— Begin RECORDED INFORMATION —

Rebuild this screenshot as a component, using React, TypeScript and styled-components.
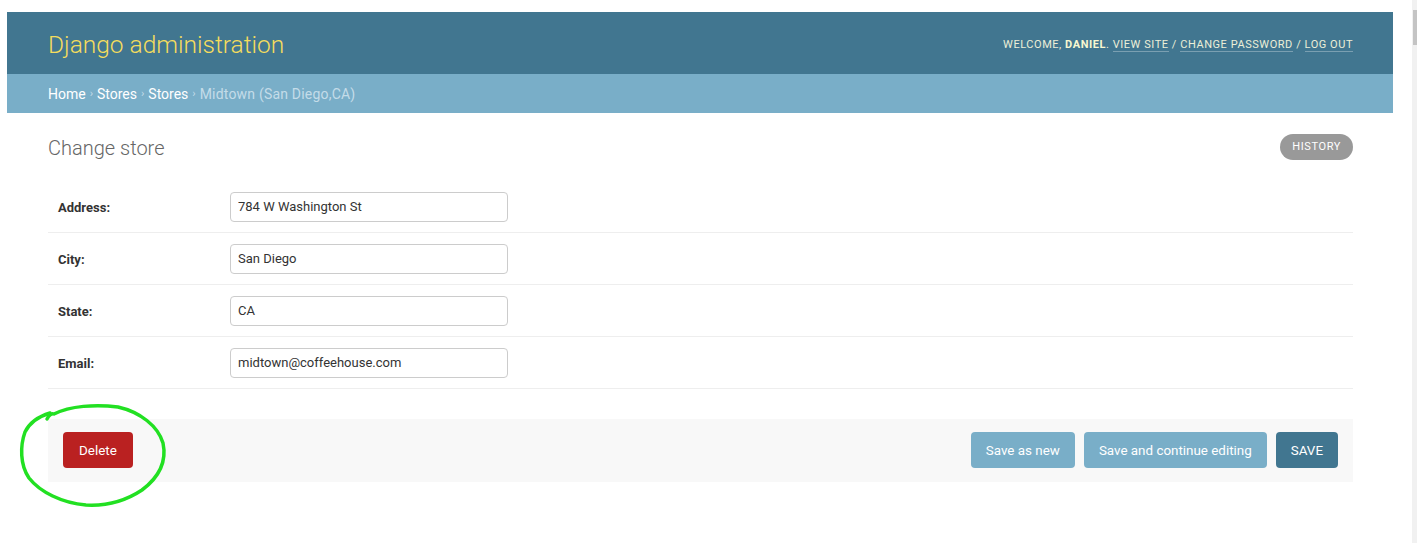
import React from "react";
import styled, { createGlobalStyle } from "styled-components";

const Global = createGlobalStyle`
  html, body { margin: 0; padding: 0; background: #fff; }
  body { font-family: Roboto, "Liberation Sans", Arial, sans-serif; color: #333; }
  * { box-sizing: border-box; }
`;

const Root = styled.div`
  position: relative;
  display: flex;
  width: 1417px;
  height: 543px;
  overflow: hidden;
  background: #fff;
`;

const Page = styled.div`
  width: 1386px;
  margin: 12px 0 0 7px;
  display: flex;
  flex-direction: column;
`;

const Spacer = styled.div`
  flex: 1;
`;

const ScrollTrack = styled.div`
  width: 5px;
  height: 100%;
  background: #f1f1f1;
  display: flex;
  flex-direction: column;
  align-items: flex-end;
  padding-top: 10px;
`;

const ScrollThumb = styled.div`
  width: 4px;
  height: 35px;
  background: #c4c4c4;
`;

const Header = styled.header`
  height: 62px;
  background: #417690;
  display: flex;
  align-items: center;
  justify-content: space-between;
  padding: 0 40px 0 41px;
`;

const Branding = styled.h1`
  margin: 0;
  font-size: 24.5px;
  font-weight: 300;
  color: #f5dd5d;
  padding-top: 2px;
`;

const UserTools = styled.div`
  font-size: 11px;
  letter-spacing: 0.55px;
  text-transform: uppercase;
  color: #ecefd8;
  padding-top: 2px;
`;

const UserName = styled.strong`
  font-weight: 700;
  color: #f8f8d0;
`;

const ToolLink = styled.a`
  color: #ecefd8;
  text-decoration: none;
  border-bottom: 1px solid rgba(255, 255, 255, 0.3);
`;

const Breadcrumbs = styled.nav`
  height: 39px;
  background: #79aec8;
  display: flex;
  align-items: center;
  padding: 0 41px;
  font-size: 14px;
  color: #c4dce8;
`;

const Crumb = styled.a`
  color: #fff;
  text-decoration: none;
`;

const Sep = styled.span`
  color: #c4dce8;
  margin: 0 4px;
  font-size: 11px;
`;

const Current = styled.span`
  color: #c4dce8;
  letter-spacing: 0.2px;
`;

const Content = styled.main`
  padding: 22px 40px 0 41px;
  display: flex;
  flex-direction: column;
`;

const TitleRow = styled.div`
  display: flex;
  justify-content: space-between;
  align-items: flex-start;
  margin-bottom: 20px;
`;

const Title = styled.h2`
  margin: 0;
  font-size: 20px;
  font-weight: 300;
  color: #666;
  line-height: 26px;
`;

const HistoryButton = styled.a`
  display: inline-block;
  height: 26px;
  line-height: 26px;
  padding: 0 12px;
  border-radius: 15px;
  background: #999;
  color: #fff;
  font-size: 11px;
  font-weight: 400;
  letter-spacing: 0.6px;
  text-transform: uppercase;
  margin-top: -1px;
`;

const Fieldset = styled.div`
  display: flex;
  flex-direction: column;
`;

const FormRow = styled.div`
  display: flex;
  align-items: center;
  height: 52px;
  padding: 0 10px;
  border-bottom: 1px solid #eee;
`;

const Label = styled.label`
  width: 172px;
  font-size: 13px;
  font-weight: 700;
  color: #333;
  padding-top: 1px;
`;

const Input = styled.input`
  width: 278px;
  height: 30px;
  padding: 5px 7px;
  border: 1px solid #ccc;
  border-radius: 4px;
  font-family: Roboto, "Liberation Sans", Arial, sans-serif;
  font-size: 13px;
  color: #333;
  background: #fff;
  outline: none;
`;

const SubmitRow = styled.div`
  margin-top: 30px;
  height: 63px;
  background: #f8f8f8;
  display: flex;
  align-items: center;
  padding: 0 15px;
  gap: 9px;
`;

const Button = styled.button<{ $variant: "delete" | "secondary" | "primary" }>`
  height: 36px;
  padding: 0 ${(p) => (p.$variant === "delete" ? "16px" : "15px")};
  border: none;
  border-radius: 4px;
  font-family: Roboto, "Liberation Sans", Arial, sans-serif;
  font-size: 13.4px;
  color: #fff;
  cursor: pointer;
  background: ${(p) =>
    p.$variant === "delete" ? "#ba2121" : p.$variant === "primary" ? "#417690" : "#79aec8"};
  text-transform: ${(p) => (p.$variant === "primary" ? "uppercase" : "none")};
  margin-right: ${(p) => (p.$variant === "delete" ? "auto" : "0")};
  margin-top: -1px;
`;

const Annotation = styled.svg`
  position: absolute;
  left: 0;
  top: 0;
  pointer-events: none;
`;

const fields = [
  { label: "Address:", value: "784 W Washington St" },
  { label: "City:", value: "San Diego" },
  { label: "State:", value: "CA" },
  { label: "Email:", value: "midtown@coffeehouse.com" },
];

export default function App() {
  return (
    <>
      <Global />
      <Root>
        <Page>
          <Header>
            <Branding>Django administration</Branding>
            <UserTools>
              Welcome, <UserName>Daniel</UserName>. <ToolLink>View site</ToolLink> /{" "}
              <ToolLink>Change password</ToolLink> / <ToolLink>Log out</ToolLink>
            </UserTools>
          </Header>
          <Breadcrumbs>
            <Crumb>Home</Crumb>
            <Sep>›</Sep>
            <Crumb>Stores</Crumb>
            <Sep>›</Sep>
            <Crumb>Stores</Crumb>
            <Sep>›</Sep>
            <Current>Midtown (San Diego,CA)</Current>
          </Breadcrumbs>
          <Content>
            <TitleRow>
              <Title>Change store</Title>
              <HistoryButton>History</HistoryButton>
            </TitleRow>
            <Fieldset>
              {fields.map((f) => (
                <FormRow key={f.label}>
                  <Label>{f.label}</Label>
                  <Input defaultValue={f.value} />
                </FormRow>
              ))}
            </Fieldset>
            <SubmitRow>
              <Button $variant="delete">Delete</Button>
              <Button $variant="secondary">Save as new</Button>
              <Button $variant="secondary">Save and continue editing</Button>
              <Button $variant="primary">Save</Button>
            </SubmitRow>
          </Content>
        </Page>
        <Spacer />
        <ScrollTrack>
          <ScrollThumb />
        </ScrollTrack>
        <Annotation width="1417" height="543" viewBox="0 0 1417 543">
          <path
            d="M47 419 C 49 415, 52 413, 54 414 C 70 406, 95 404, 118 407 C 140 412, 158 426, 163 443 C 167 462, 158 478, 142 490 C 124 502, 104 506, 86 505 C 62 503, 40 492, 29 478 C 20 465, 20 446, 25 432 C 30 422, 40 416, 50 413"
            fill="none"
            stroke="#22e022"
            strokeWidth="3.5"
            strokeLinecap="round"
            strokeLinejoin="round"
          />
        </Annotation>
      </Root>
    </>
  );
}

— End RECORDED INFORMATION —

- _WHAT IS ASKED_
Repeat the data above exactly, but not the pictures.

- _COMPLETE OUTPUT_
Rebuild this screenshot as a component, using React, TypeScript and styled-components.
import React from "react";
import styled, { createGlobalStyle } from "styled-components";

const Global = createGlobalStyle`
  html, body { margin: 0; padding: 0; background: #fff; }
  body { font-family: Roboto, "Liberation Sans", Arial, sans-serif; color: #333; }
  * { box-sizing: border-box; }
`;

const Root = styled.div`
  position: relative;
  display: flex;
  width: 1417px;
  height: 543px;
  overflow: hidden;
  background: #fff;
`;

const Page = styled.div`
  width: 1386px;
  margin: 12px 0 0 7px;
  display: flex;
  flex-direction: column;
`;

const Spacer = styled.div`
  flex: 1;
`;

const ScrollTrack = styled.div`
  width: 5px;
  height: 100%;
  background: #f1f1f1;
  display: flex;
  flex-direction: column;
  align-items: flex-end;
  padding-top: 10px;
`;

const ScrollThumb = styled.div`
  width: 4px;
  height: 35px;
  background: #c4c4c4;
`;

const Header = styled.header`
  height: 62px;
  background: #417690;
  display: flex;
  align-items: center;
  justify-content: space-between;
  padding: 0 40px 0 41px;
`;

const Branding = styled.h1`
  margin: 0;
  font-size: 24.5px;
  font-weight: 300;
  color: #f5dd5d;
  padding-top: 2px;
`;

const UserTools = styled.div`
  font-size: 11px;
  letter-spacing: 0.55px;
  text-transform: uppercase;
  color: #ecefd8;
  padding-top: 2px;
`;

const UserName = styled.strong`
  font-weight: 700;
  color: #f8f8d0;
`;

const ToolLink = styled.a`
  color: #ecefd8;
  text-decoration: none;
  border-bottom: 1px solid rgba(255, 255, 255, 0.3);
`;

const Breadcrumbs = styled.nav`
  height: 39px;
  background: #79aec8;
  display: flex;
  align-items: center;
  padding: 0 41px;
  font-size: 14px;
  color: #c4dce8;
`;

const Crumb = styled.a`
  color: #fff;
  text-decoration: none;
`;

const Sep = styled.span`
  color: #c4dce8;
  margin: 0 4px;
  font-size: 11px;
`;

const Current = styled.span`
  color: #c4dce8;
  letter-spacing: 0.2px;
`;

const Content = styled.main`
  padding: 22px 40px 0 41px;
  display: flex;
  flex-direction: column;
`;

const TitleRow = styled.div`
  display: flex;
  justify-content: space-between;
  align-items: flex-start;
  margin-bottom: 20px;
`;

const Title = styled.h2`
  margin: 0;
  font-size: 20px;
  font-weight: 300;
  color: #666;
  line-height: 26px;
`;

const HistoryButton = styled.a`
  display: inline-block;
  height: 26px;
  line-height: 26px;
  padding: 0 12px;
  border-radius: 15px;
  background: #999;
  color: #fff;
  font-size: 11px;
  font-weight: 400;
  letter-spacing: 0.6px;
  text-transform: uppercase;
  margin-top: -1px;
`;

const Fieldset = styled.div`
  display: flex;
  flex-direction: column;
`;

const FormRow = styled.div`
  display: flex;
  align-items: center;
  height: 52px;
  padding: 0 10px;
  border-bottom: 1px solid #eee;
`;

const Label = styled.label`
  width: 172px;
  font-size: 13px;
  font-weight: 700;
  color: #333;
  padding-top: 1px;
`;

const Input = styled.input`
  width: 278px;
  height: 30px;
  padding: 5px 7px;
  border: 1px solid #ccc;
  border-radius: 4px;
  font-family: Roboto, "Liberation Sans", Arial, sans-serif;
  font-size: 13px;
  color: #333;
  background: #fff;
  outline: none;
`;

const SubmitRow = styled.div`
  margin-top: 30px;
  height: 63px;
  background: #f8f8f8;
  display: flex;
  align-items: center;
  padding: 0 15px;
  gap: 9px;
`;

const Button = styled.button<{ $variant: "delete" | "secondary" | "primary" }>`
  height: 36px;
  padding: 0 ${(p) => (p.$variant === "delete" ? "16px" : "15px")};
  border: none;
  border-radius: 4px;
  font-family: Roboto, "Liberation Sans", Arial, sans-serif;
  font-size: 13.4px;
  color: #fff;
  cursor: pointer;
  background: ${(p) =>
    p.$variant === "delete" ? "#ba2121" : p.$variant === "primary" ? "#417690" : "#79aec8"};
  text-transform: ${(p) => (p.$variant === "primary" ? "uppercase" : "none")};
  margin-right: ${(p) => (p.$variant === "delete" ? "auto" : "0")};
  margin-top: -1px;
`;

const Annotation = styled.svg`
  position: absolute;
  left: 0;
  top: 0;
  pointer-events: none;
`;

const fields = [
  { label: "Address:", value: "784 W Washington St" },
  { label: "City:", value: "San Diego" },
  { label: "State:", value: "CA" },
  { label: "Email:", value: "midtown@coffeehouse.com" },
];

export default function App() {
  return (
    <>
      <Global />
      <Root>
        <Page>
          <Header>
            <Branding>Django administration</Branding>
            <UserTools>
              Welcome, <UserName>Daniel</UserName>. <ToolLink>View site</ToolLink> /{" "}
              <ToolLink>Change password</ToolLink> / <ToolLink>Log out</ToolLink>
            </UserTools>
          </Header>
          <Breadcrumbs>
            <Crumb>Home</Crumb>
            <Sep>›</Sep>
            <Crumb>Stores</Crumb>
            <Sep>›</Sep>
            <Crumb>Stores</Crumb>
            <Sep>›</Sep>
            <Current>Midtown (San Diego,CA)</Current>
          </Breadcrumbs>
          <Content>
            <TitleRow>
              <Title>Change store</Title>
              <HistoryButton>History</HistoryButton>
            </TitleRow>
            <Fieldset>
              {fields.map((f) => (
                <FormRow key={f.label}>
                  <Label>{f.label}</Label>
                  <Input defaultValue={f.value} />
                </FormRow>
              ))}
            </Fieldset>
            <SubmitRow>
              <Button $variant="delete">Delete</Button>
              <Button $variant="secondary">Save as new</Button>
              <Button $variant="secondary">Save and continue editing</Button>
              <Button $variant="primary">Save</Button>
            </SubmitRow>
          </Content>
        </Page>
        <Spacer />
        <ScrollTrack>
          <ScrollThumb />
        </ScrollTrack>
        <Annotation width="1417" height="543" viewBox="0 0 1417 543">
          <path
            d="M47 419 C 49 415, 52 413, 54 414 C 70 406, 95 404, 118 407 C 140 412, 158 426, 163 443 C 167 462, 158 478, 142 490 C 124 502, 104 506, 86 505 C 62 503, 40 492, 29 478 C 20 465, 20 446, 25 432 C 30 422, 40 416, 50 413"
            fill="none"
            stroke="#22e022"
            strokeWidth="3.5"
            strokeLinecap="round"
            strokeLinejoin="round"
          />
        </Annotation>
      </Root>
    </>
  );
}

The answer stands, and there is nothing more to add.